*Problem statement*: Scan the data below for the string "html". Copy every line where it appears.

*Recorded information*:
════

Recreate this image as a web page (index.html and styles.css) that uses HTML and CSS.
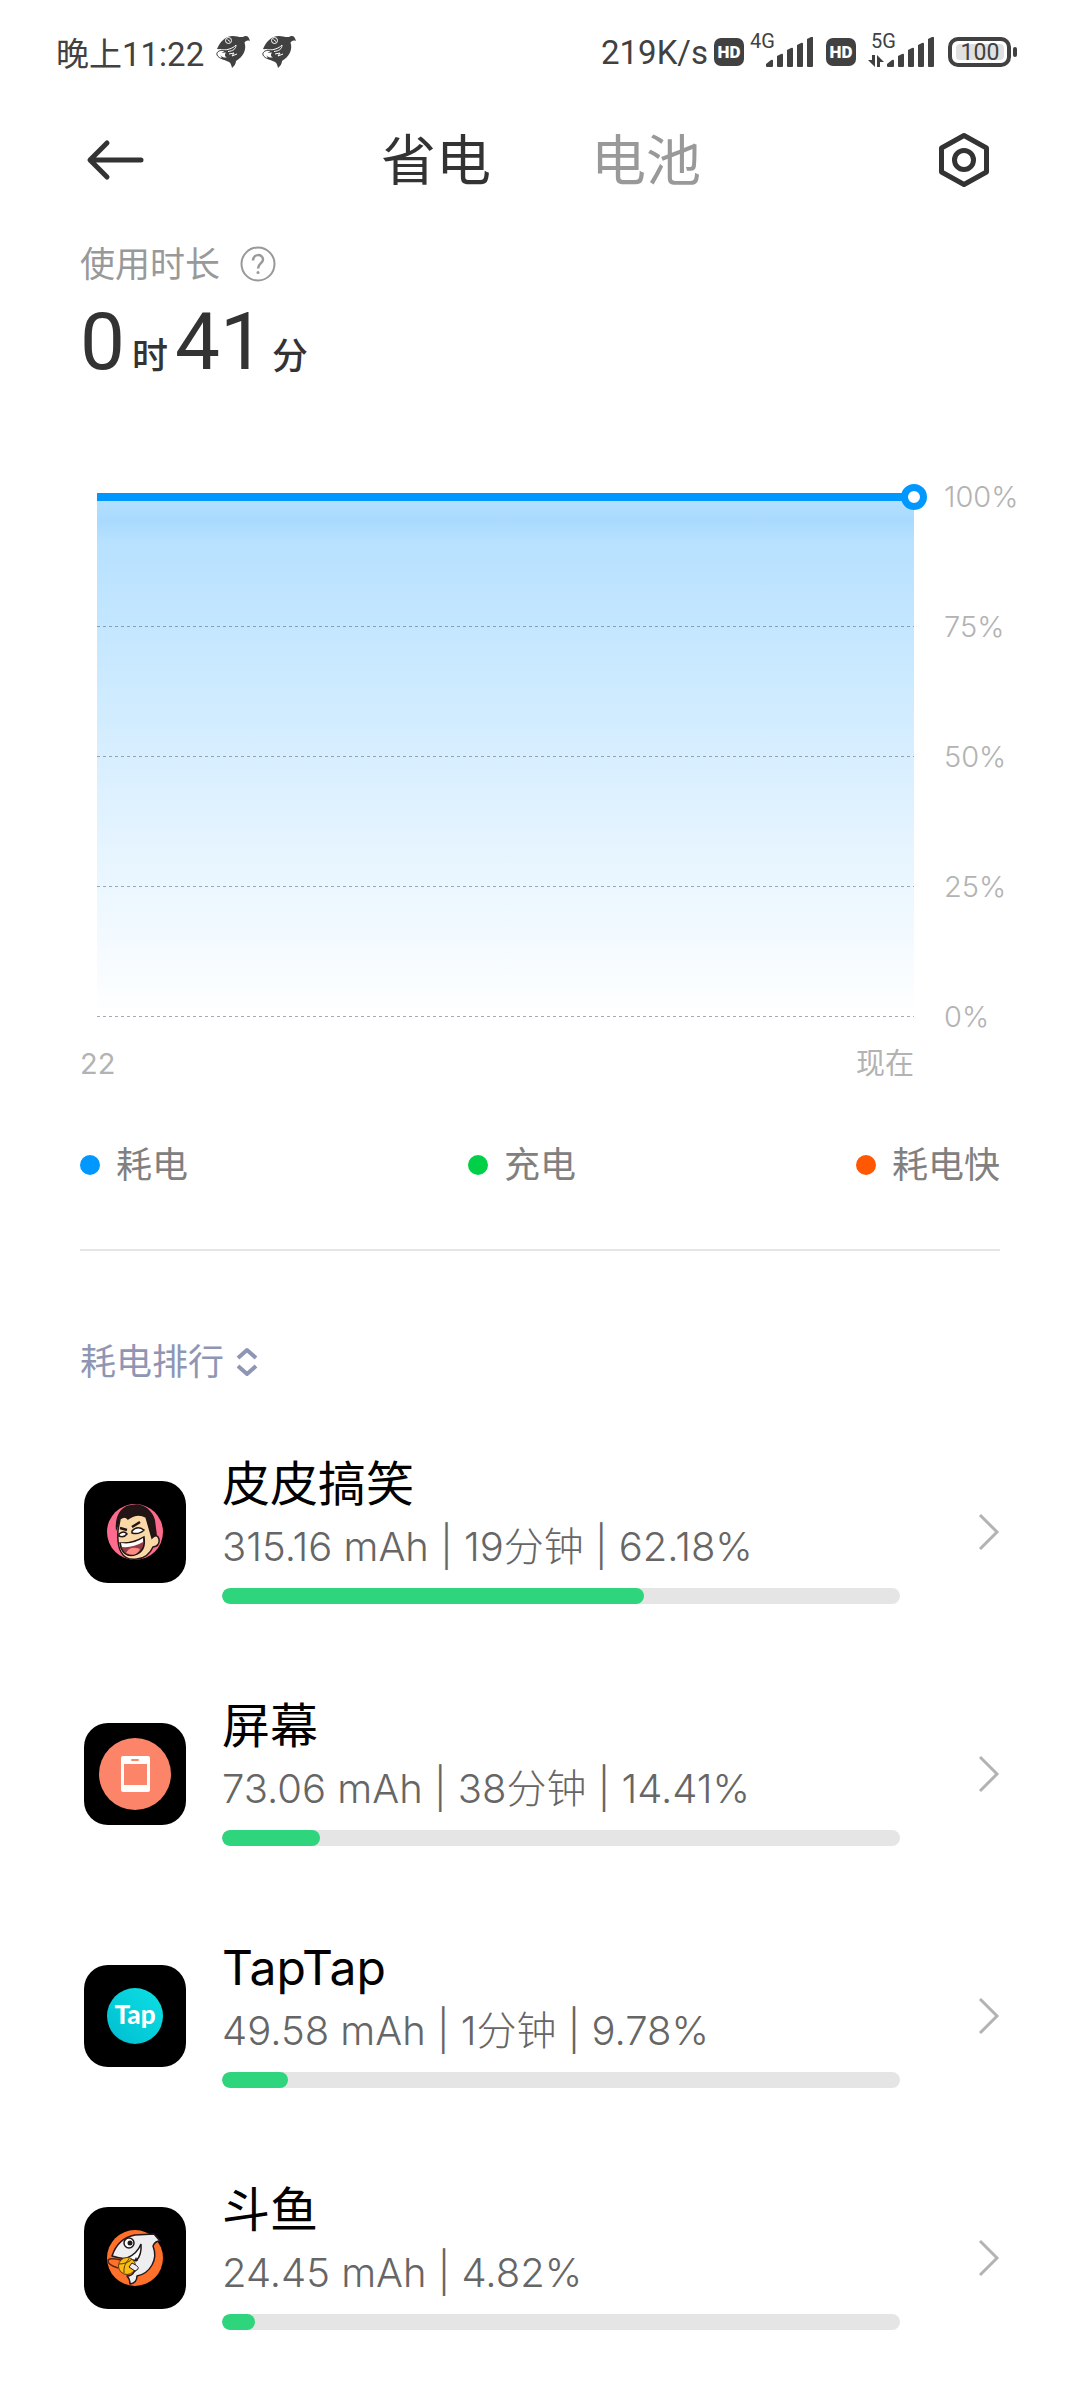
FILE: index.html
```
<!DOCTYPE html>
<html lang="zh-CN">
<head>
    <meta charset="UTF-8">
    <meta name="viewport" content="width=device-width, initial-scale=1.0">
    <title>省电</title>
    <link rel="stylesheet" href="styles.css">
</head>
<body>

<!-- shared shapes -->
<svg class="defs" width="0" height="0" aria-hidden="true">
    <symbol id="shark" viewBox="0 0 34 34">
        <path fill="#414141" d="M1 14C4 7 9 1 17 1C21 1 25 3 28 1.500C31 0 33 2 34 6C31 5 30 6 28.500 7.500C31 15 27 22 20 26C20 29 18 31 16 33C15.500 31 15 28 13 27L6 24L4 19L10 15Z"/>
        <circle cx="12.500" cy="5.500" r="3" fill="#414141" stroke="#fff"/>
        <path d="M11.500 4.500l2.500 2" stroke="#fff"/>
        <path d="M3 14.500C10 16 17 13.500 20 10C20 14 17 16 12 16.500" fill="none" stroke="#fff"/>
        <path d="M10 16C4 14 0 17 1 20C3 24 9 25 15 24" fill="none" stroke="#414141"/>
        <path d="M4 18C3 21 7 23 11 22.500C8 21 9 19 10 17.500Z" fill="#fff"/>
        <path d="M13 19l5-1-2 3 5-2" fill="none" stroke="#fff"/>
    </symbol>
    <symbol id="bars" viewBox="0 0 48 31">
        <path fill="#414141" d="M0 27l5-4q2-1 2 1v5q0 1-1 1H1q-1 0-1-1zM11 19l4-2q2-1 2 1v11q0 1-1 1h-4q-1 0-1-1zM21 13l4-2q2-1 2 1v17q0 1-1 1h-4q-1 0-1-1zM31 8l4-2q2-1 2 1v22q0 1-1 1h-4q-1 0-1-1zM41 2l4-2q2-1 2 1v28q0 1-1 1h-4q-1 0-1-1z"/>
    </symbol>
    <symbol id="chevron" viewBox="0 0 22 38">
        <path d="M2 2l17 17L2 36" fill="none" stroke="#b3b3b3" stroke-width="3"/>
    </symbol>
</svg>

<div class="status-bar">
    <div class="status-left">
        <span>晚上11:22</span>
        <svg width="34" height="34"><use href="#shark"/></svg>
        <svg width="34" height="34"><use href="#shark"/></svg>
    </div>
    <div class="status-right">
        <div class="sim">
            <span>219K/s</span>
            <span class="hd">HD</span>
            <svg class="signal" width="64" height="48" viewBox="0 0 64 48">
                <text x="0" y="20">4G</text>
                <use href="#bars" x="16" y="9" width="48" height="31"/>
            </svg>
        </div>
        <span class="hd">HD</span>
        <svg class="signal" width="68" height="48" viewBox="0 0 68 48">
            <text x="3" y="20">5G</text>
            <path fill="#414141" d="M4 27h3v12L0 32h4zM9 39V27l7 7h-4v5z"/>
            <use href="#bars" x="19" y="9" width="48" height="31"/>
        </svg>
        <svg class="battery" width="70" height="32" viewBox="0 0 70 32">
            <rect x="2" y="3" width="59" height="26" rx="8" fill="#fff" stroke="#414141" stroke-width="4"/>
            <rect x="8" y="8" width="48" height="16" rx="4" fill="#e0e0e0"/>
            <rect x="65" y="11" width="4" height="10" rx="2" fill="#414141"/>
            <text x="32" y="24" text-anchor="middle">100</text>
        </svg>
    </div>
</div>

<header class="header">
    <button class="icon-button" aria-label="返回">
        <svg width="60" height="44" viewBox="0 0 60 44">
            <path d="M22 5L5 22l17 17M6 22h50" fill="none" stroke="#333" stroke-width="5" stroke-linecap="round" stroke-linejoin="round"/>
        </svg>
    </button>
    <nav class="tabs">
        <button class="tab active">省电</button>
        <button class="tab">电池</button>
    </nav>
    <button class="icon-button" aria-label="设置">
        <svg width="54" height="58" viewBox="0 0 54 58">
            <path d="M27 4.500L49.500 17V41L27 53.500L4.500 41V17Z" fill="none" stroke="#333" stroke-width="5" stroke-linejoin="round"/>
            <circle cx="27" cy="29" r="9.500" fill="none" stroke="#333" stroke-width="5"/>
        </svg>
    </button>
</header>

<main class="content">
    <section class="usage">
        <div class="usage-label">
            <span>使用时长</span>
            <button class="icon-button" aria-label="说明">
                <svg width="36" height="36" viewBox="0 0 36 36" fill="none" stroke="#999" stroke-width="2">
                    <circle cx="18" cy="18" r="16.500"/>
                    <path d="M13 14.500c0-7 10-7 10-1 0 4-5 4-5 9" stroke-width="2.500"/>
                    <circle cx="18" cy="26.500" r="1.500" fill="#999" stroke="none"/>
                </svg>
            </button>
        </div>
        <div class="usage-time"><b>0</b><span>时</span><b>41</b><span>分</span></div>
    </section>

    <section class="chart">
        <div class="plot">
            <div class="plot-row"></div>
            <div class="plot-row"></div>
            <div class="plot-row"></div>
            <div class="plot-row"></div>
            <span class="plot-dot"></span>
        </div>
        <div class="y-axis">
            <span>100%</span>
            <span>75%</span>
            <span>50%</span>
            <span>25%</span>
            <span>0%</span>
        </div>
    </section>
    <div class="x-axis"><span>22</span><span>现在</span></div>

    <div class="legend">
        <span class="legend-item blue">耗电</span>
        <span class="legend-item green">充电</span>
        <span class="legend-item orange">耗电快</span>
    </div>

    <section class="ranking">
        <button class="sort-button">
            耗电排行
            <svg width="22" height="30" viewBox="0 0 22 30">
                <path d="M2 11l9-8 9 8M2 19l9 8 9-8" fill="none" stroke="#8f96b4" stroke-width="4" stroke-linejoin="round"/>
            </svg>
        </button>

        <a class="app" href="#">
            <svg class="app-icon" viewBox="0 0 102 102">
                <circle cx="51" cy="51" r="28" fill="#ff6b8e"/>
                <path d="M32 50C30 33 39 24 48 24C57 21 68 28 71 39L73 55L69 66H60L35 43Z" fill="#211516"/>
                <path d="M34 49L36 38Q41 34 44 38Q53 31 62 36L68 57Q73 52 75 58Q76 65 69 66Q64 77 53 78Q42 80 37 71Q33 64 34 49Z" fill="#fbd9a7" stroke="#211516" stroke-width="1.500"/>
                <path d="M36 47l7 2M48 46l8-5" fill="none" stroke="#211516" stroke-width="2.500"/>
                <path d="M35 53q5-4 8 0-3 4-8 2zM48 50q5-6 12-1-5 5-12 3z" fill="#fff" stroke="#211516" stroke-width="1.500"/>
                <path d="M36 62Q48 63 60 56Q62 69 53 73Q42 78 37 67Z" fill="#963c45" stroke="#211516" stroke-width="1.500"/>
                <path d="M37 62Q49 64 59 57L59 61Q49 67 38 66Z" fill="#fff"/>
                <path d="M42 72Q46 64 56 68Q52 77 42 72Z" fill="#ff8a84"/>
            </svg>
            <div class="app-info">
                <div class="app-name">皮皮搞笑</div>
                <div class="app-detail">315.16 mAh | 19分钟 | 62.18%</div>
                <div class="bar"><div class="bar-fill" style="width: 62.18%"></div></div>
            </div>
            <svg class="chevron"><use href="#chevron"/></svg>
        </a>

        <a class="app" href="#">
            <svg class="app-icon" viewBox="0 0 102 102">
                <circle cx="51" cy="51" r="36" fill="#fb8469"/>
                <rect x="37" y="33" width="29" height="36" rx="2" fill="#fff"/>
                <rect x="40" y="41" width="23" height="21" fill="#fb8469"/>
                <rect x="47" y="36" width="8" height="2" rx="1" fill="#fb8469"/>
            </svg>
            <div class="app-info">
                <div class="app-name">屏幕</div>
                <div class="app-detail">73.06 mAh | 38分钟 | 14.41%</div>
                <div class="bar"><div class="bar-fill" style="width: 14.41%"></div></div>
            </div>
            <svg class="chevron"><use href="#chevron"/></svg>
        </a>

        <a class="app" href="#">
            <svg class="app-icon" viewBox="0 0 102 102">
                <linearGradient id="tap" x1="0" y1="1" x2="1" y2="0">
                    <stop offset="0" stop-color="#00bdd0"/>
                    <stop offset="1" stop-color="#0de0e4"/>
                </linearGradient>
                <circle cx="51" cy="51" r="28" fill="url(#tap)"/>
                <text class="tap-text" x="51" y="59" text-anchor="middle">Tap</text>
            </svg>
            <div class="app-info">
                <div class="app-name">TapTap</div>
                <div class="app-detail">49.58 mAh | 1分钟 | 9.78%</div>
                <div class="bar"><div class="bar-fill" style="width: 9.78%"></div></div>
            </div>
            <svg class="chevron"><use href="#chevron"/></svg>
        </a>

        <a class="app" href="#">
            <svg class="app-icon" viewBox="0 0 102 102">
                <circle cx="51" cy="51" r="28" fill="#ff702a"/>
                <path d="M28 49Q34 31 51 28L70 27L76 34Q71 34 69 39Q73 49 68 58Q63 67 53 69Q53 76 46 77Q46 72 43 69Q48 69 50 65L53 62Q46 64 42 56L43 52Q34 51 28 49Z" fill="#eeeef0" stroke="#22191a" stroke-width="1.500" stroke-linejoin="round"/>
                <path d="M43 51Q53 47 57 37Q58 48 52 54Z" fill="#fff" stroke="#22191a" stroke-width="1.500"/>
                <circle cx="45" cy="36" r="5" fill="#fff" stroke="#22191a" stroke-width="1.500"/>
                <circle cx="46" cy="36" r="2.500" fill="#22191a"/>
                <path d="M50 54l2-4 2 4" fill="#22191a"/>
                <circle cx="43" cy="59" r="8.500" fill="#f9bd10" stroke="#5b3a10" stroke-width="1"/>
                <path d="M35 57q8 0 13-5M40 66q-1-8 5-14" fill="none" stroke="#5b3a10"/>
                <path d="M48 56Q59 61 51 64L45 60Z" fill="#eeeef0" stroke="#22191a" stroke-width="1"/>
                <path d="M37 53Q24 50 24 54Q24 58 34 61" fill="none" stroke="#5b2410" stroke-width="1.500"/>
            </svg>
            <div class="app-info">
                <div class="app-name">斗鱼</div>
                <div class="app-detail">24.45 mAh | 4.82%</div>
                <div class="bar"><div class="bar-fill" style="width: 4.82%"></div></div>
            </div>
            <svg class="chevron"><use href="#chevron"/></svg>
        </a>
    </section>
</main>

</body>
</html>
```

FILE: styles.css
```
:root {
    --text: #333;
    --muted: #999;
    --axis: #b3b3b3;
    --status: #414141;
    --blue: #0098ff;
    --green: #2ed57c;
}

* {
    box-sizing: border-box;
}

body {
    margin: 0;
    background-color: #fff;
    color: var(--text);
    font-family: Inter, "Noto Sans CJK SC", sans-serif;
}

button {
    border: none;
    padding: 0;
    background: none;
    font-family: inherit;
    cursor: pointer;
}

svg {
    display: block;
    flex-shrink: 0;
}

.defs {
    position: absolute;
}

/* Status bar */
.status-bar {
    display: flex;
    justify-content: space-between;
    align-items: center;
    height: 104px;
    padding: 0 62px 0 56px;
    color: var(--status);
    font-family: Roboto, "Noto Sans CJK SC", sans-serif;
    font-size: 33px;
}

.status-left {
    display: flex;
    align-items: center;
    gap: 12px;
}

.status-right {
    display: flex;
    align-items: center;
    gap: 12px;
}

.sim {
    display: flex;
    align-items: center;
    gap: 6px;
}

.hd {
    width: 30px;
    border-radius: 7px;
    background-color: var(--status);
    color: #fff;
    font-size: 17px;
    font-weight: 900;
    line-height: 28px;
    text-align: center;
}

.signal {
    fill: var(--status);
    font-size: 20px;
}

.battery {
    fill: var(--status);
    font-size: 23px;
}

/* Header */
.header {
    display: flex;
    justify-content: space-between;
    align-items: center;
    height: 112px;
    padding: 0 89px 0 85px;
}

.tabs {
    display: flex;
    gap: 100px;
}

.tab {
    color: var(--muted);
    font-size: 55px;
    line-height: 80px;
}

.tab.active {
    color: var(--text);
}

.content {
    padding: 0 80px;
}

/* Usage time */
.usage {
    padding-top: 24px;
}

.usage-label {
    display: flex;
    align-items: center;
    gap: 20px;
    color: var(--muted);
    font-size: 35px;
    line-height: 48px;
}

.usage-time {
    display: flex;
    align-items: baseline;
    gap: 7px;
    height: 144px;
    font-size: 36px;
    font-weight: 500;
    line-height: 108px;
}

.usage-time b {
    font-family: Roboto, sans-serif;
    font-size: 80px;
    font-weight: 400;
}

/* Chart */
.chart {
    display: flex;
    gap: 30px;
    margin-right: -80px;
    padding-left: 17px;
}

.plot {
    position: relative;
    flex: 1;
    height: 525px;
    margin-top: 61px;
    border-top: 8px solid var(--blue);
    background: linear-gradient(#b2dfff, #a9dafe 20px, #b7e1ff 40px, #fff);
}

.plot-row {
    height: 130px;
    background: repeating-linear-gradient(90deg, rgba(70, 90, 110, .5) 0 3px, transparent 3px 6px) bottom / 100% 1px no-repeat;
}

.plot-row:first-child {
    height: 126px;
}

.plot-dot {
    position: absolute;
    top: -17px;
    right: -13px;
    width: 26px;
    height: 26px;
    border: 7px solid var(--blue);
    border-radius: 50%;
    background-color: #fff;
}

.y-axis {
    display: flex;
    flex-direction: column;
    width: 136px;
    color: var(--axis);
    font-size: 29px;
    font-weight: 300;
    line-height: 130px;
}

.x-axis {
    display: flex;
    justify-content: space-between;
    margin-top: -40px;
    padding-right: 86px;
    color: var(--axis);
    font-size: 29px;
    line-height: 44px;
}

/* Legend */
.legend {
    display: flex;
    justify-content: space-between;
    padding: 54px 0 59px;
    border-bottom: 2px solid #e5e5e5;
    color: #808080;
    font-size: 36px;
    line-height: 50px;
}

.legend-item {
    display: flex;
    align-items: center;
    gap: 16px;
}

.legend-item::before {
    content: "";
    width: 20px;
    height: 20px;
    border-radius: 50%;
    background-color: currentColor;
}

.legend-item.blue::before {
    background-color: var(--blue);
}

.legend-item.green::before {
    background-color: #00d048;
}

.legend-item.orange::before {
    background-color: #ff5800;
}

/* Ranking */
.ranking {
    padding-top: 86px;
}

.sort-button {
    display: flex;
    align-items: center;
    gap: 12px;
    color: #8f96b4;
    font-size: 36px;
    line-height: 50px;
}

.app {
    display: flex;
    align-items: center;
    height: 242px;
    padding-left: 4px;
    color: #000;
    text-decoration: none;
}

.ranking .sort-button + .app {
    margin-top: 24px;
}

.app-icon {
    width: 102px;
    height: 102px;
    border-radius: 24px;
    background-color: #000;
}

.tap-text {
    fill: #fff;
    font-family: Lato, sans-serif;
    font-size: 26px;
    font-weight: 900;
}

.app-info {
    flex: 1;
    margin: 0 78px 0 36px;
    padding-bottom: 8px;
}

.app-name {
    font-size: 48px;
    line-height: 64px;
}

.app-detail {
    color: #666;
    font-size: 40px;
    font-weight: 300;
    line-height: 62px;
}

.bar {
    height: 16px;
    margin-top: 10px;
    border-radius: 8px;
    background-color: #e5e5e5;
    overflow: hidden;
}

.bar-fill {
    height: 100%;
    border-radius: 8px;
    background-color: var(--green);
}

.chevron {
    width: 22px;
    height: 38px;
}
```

════

*Reply*:
Recreate this image as a web page (index.html and styles.css) that uses HTML and CSS.
FILE: index.html
<!DOCTYPE html>
<html lang="zh-CN">
</html>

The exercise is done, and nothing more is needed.